**Written instruction:** Copy the lines holding the word "this", all of them.

**Data supplied:**
'''

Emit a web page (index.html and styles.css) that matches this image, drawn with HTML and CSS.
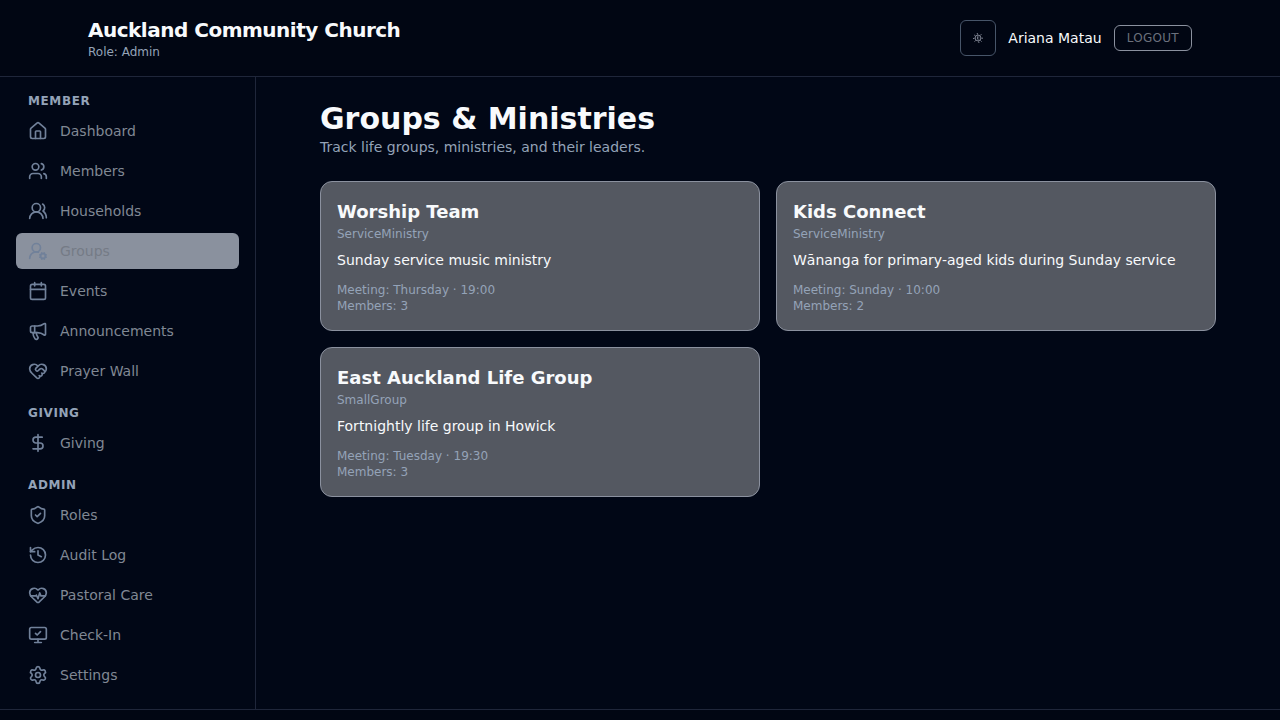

'''
'''

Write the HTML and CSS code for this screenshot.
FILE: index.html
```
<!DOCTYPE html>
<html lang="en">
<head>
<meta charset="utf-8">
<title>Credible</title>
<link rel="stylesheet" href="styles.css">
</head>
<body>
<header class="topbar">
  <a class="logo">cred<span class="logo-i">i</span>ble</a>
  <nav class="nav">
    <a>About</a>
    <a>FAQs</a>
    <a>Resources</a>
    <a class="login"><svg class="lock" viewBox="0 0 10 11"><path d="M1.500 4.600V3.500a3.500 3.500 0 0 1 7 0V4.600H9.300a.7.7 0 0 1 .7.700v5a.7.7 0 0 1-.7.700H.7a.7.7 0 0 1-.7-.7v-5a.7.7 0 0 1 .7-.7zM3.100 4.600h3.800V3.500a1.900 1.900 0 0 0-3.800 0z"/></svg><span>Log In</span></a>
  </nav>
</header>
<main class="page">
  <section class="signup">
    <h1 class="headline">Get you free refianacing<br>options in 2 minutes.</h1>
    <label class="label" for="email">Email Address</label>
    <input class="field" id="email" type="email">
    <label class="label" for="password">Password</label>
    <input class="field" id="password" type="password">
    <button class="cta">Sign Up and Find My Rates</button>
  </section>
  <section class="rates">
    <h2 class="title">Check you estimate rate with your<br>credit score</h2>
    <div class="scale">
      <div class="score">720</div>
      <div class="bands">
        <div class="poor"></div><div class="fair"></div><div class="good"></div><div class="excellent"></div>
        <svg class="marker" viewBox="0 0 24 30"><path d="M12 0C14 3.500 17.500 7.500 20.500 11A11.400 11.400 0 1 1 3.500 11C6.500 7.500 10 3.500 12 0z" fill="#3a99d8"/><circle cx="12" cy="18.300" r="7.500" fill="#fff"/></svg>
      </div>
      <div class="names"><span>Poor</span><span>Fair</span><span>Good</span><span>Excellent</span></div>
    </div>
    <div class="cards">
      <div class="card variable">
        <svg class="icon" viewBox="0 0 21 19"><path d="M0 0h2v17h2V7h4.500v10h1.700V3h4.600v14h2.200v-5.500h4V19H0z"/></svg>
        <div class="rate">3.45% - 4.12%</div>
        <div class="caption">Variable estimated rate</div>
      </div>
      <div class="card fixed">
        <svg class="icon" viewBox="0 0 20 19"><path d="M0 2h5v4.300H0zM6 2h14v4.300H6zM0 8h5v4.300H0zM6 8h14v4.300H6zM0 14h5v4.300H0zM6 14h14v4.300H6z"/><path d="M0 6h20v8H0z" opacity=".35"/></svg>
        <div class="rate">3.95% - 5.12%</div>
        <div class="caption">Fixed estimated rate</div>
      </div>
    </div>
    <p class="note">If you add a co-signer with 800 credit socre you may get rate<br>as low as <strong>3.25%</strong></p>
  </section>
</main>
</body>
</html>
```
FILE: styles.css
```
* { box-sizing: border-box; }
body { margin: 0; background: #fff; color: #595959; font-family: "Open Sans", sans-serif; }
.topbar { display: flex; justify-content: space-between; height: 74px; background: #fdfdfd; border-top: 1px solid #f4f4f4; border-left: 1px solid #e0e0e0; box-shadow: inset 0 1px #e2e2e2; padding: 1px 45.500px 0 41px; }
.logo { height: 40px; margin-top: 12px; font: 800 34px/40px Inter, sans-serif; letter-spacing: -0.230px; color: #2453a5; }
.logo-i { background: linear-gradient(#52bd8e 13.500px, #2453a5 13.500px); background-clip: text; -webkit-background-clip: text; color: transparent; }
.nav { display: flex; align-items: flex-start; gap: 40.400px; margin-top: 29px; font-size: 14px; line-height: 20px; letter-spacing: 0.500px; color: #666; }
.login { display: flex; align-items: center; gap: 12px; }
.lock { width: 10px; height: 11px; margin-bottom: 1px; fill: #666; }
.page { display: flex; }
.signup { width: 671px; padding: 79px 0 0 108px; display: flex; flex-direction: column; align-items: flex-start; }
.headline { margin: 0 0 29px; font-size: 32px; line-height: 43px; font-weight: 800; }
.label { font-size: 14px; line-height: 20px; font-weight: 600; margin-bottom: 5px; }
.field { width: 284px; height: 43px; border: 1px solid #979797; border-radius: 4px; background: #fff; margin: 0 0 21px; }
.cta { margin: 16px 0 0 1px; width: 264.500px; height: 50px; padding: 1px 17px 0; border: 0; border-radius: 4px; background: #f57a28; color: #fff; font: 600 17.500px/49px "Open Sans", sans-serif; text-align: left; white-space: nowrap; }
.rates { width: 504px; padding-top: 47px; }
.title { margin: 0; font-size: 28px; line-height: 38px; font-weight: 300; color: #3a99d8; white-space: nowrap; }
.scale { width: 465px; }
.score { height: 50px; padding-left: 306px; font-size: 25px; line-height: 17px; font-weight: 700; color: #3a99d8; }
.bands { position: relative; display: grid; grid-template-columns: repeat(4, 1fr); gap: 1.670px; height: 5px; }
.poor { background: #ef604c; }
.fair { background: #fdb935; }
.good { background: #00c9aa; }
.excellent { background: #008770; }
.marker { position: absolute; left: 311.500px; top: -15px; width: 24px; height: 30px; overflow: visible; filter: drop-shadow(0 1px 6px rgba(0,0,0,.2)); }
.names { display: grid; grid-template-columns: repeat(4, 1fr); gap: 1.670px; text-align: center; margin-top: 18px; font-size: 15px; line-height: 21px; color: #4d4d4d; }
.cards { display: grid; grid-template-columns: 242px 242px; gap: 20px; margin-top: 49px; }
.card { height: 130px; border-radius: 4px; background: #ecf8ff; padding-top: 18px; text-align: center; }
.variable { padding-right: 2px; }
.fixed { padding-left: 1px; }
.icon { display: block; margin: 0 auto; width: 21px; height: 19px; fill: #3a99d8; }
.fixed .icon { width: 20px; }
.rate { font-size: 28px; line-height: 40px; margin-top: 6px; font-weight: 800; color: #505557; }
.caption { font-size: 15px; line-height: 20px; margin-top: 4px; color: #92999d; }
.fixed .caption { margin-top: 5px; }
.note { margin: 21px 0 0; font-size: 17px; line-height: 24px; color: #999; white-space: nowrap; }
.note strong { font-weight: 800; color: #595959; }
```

'''

**Output below:**
Emit a web page (index.html and styles.css) that matches this image, drawn with HTML and CSS.
Write the HTML and CSS code for this screenshot.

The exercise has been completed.